Return all lines that include the string "Give".

********

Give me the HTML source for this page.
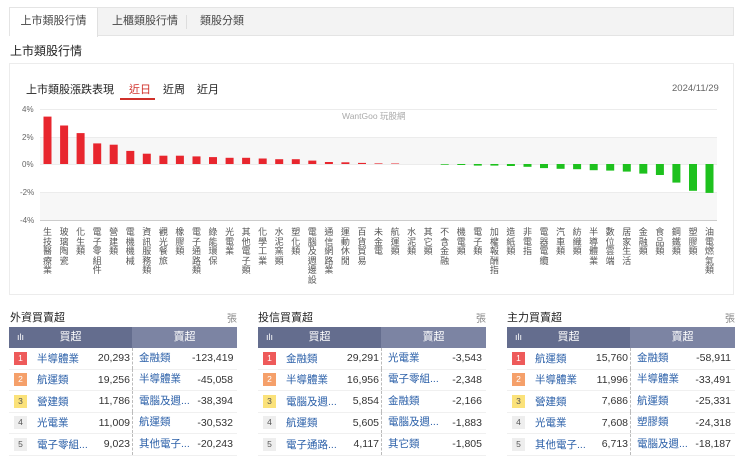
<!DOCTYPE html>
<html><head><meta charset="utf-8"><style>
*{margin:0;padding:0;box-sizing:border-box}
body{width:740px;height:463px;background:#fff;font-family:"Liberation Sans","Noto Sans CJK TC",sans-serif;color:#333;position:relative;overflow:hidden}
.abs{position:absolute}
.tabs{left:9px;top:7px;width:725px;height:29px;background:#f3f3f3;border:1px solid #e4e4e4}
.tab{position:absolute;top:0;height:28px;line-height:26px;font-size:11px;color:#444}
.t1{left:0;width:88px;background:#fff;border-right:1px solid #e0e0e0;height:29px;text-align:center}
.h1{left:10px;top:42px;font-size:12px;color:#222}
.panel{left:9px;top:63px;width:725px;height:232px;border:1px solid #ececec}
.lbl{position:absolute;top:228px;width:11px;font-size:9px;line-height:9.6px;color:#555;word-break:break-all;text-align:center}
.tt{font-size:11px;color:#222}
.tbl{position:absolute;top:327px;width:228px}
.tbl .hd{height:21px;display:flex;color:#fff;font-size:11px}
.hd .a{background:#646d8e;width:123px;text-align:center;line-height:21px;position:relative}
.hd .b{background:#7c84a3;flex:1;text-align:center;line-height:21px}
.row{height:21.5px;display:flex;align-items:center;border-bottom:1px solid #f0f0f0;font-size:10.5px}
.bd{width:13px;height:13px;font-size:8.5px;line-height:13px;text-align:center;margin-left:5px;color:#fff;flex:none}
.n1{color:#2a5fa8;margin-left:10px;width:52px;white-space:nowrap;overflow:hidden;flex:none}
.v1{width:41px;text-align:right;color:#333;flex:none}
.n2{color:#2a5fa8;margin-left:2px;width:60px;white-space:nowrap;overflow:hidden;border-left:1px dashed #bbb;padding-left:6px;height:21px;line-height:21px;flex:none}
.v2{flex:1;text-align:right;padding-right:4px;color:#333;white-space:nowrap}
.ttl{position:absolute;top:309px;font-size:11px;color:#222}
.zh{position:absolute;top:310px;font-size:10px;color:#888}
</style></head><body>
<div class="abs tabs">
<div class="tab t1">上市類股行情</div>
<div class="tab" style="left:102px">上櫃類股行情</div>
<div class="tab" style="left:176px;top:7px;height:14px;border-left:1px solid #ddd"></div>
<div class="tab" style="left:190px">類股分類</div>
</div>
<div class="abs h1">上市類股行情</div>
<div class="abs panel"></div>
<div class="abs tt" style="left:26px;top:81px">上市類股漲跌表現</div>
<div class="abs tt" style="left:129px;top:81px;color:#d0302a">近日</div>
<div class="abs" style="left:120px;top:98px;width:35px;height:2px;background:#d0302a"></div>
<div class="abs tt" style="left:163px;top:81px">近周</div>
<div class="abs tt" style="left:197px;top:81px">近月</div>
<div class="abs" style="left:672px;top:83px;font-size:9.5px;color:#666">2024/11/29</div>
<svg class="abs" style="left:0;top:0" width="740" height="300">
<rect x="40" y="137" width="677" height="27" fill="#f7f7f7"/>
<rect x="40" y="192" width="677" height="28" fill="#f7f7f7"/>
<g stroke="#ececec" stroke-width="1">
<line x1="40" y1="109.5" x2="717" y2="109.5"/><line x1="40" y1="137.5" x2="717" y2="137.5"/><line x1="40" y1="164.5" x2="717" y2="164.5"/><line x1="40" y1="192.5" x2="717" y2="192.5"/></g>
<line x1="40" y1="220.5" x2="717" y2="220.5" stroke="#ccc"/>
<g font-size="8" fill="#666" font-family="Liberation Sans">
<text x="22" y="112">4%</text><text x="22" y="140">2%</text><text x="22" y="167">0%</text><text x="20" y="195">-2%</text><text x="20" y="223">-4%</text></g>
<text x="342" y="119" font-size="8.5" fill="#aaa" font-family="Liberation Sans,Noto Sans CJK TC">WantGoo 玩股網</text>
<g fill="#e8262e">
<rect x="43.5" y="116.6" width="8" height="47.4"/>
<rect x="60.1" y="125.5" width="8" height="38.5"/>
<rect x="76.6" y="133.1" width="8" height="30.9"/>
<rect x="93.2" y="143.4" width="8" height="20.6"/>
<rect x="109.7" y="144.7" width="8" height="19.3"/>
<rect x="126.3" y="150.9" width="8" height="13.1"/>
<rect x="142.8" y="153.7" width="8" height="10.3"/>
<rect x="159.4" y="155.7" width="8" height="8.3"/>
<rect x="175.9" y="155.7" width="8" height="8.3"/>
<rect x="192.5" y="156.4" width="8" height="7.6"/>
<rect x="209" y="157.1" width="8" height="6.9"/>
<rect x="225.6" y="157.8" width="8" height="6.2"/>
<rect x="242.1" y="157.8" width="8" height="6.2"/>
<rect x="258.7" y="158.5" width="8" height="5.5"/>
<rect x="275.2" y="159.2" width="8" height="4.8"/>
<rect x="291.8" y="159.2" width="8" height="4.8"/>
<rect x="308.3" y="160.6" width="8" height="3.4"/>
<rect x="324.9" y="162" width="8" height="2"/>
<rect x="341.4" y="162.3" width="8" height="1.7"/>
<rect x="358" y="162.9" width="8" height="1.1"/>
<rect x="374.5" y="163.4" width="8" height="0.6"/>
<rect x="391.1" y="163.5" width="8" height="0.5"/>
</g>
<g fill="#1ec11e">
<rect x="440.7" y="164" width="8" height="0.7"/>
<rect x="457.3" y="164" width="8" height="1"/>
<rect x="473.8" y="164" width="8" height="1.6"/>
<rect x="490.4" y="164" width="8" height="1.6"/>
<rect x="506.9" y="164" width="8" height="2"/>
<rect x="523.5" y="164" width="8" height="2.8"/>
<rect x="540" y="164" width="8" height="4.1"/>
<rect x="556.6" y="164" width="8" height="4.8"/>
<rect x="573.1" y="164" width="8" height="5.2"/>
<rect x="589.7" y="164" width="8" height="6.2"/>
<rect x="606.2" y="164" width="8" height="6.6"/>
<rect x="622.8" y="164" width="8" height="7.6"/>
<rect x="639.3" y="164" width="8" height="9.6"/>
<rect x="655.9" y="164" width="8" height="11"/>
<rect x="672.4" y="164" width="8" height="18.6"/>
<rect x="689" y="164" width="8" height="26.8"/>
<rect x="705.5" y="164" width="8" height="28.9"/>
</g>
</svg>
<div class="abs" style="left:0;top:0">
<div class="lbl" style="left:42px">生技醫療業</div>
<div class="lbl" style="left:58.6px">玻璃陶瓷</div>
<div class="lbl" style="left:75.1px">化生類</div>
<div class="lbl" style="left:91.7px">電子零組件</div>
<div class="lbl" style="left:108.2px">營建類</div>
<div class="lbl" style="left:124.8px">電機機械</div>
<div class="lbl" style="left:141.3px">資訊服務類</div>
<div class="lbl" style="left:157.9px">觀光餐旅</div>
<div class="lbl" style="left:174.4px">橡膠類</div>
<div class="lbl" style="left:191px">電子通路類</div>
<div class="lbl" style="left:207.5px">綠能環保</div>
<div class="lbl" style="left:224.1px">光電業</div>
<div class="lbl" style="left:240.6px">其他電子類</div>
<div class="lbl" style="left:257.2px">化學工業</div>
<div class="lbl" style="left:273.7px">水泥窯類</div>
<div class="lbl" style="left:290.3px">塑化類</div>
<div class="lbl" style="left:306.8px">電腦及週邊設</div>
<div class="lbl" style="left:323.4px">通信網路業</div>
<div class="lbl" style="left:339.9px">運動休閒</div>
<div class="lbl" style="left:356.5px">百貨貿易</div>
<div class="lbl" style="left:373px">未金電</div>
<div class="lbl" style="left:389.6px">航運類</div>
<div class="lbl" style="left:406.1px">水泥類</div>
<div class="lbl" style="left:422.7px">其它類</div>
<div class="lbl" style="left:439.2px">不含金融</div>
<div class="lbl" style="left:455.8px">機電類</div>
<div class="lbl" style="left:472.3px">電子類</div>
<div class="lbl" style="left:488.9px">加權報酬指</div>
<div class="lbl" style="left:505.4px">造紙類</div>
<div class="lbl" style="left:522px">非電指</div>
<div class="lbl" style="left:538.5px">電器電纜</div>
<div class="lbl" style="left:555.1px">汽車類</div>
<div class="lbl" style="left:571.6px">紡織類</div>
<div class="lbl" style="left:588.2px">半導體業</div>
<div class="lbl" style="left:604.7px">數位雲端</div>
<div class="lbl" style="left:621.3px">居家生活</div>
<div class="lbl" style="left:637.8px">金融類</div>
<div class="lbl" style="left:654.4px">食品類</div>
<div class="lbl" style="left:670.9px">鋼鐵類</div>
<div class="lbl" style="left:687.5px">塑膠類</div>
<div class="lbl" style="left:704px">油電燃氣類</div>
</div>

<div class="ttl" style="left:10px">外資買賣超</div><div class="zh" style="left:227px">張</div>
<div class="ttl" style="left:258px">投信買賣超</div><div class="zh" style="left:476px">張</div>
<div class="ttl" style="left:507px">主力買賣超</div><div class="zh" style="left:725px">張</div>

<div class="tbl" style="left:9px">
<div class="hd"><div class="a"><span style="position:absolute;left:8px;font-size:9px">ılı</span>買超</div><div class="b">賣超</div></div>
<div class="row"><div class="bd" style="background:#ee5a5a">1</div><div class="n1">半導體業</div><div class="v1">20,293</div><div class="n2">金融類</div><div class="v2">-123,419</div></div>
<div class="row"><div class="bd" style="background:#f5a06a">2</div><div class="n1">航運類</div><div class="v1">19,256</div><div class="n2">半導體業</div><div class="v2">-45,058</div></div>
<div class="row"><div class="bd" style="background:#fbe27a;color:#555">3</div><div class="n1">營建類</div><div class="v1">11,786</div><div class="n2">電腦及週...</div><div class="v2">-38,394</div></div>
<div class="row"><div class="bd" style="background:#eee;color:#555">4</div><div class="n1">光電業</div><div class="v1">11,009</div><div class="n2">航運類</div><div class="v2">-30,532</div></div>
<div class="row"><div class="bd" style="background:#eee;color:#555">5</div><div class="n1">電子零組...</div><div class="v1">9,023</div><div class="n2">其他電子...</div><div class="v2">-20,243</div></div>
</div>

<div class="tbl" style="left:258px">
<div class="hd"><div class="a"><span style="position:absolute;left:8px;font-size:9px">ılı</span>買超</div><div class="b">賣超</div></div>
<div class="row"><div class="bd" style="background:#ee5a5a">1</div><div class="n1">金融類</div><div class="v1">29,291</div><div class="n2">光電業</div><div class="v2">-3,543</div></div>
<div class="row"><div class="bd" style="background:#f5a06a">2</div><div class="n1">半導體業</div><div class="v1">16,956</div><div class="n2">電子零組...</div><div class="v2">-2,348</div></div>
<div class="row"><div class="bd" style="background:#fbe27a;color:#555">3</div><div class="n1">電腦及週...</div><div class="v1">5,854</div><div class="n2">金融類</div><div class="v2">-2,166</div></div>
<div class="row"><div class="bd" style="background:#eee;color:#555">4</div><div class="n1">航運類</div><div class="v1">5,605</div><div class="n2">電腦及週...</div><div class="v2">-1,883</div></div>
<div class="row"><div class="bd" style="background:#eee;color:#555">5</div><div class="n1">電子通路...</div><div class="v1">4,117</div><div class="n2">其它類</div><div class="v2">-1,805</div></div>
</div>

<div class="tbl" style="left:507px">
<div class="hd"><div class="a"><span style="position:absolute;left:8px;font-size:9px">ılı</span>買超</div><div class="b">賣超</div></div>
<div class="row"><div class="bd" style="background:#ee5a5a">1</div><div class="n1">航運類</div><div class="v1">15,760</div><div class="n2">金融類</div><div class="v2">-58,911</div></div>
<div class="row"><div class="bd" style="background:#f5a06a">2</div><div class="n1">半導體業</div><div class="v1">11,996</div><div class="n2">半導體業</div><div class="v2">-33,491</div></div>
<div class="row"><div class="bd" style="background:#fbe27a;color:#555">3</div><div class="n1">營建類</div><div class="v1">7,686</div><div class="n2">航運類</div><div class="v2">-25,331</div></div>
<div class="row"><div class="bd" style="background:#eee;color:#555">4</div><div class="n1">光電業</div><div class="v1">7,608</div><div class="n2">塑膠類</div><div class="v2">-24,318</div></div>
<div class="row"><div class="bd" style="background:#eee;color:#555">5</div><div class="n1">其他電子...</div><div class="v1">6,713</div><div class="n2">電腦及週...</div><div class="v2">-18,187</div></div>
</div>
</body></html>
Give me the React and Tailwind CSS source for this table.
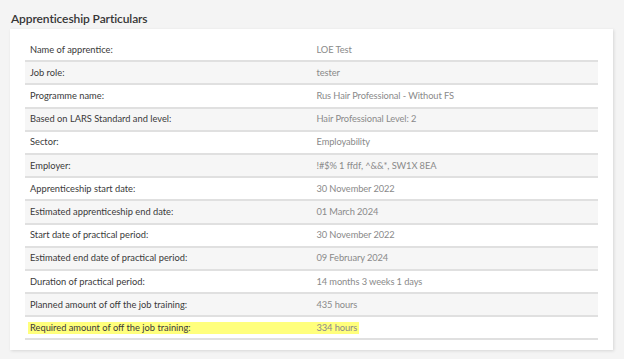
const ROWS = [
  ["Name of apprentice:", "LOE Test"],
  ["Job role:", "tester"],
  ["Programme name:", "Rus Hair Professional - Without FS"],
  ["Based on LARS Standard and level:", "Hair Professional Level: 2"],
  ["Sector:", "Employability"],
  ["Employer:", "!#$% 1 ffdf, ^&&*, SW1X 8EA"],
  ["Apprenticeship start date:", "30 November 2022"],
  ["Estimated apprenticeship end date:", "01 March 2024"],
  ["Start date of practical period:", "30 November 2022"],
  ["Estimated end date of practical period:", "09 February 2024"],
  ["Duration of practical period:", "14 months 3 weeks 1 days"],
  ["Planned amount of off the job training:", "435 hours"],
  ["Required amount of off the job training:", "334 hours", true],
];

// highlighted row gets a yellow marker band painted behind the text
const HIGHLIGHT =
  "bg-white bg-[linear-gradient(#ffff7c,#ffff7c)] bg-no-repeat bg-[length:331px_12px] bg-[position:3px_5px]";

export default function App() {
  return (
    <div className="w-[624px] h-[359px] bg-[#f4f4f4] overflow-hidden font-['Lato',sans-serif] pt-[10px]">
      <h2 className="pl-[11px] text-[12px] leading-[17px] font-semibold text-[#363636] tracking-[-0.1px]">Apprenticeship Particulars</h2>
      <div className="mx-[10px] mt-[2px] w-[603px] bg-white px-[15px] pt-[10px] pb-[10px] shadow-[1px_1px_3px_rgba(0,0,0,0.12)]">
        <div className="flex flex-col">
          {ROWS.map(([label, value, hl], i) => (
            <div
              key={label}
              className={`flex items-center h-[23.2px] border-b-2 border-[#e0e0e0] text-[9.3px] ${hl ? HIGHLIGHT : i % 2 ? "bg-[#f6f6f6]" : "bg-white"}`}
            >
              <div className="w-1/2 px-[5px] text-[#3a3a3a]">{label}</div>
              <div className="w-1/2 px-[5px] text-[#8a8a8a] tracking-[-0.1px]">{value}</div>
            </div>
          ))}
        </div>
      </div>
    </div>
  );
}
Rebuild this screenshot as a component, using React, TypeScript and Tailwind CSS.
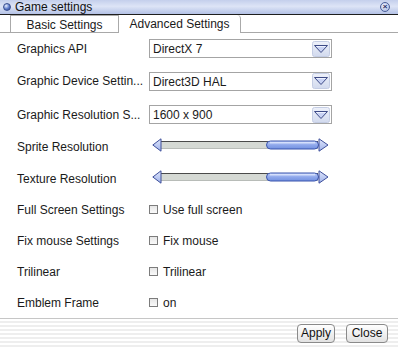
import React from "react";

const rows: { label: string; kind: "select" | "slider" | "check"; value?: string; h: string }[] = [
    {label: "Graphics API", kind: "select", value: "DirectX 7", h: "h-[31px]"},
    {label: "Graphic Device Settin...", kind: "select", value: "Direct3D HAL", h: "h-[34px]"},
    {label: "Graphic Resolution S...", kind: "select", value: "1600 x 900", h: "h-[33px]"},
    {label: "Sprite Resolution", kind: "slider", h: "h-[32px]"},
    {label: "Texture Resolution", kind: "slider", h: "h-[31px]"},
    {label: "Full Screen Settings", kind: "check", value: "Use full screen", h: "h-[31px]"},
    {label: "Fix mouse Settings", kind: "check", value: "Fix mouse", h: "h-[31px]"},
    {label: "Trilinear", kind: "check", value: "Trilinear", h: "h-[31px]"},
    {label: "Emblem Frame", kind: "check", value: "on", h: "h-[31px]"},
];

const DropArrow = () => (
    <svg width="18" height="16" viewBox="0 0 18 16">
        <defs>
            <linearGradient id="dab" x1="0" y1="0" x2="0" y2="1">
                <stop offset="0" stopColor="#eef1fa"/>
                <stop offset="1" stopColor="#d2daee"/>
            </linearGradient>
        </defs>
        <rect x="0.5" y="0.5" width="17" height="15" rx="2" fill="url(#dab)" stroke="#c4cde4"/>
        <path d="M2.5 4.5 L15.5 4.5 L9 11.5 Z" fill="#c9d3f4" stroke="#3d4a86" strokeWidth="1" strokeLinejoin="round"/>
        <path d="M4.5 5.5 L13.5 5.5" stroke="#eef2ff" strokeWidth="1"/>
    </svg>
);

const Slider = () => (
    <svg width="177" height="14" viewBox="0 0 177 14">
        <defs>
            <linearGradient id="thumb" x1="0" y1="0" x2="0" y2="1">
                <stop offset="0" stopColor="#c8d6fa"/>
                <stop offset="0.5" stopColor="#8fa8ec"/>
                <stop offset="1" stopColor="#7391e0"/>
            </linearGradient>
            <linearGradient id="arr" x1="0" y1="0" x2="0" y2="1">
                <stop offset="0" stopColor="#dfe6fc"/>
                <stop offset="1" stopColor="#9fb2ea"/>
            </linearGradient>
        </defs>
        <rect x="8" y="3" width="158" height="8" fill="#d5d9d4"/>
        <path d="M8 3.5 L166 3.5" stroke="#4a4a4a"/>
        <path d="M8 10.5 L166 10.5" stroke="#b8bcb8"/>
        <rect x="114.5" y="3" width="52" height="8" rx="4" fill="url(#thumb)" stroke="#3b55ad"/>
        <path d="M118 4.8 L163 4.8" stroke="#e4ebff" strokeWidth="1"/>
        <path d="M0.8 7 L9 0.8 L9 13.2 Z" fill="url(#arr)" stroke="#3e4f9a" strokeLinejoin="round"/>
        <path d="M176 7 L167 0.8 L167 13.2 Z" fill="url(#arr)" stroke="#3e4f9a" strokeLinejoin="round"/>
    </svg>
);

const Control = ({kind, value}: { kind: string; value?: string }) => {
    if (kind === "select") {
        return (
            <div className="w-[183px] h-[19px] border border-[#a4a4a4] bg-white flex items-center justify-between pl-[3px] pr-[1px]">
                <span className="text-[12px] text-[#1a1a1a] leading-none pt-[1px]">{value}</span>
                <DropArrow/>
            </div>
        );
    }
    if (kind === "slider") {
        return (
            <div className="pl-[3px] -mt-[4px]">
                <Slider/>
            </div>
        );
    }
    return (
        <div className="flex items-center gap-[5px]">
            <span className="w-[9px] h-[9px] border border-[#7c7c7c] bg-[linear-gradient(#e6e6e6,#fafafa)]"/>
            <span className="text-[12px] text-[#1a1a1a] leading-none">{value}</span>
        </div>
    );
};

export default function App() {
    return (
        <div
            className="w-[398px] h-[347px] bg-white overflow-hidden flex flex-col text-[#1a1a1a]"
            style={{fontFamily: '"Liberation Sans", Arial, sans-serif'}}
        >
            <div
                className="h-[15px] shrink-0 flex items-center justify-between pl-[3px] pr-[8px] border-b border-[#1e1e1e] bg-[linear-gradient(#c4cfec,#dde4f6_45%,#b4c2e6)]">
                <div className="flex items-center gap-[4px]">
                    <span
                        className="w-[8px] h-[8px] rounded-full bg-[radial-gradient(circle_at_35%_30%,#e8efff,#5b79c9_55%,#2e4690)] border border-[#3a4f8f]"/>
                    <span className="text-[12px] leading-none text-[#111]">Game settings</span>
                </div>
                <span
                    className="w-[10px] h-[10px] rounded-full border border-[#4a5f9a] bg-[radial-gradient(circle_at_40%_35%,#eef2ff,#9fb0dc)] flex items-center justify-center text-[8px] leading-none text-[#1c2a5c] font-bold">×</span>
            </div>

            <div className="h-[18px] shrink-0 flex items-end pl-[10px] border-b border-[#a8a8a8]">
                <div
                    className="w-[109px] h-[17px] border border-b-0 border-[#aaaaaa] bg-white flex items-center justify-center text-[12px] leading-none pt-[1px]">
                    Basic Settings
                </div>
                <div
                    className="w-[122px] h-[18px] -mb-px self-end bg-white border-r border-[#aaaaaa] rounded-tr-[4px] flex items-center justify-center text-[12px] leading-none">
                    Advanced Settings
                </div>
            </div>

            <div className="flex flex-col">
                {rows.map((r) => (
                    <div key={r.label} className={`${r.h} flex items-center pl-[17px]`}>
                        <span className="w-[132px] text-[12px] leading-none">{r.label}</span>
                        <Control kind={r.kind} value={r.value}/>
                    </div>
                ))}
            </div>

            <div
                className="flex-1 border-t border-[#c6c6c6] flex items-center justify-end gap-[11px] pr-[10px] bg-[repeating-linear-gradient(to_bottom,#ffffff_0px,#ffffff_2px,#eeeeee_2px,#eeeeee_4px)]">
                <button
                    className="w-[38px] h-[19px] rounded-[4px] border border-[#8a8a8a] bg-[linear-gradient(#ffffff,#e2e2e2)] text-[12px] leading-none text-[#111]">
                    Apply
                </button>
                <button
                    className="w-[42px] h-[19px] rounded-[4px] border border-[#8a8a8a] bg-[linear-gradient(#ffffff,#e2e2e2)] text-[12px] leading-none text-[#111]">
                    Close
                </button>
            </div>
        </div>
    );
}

********

▶ ANSWER TO THIS EXERCISE
Give me the HTML source for this page.
Give me the React and Tailwind CSS source for this table.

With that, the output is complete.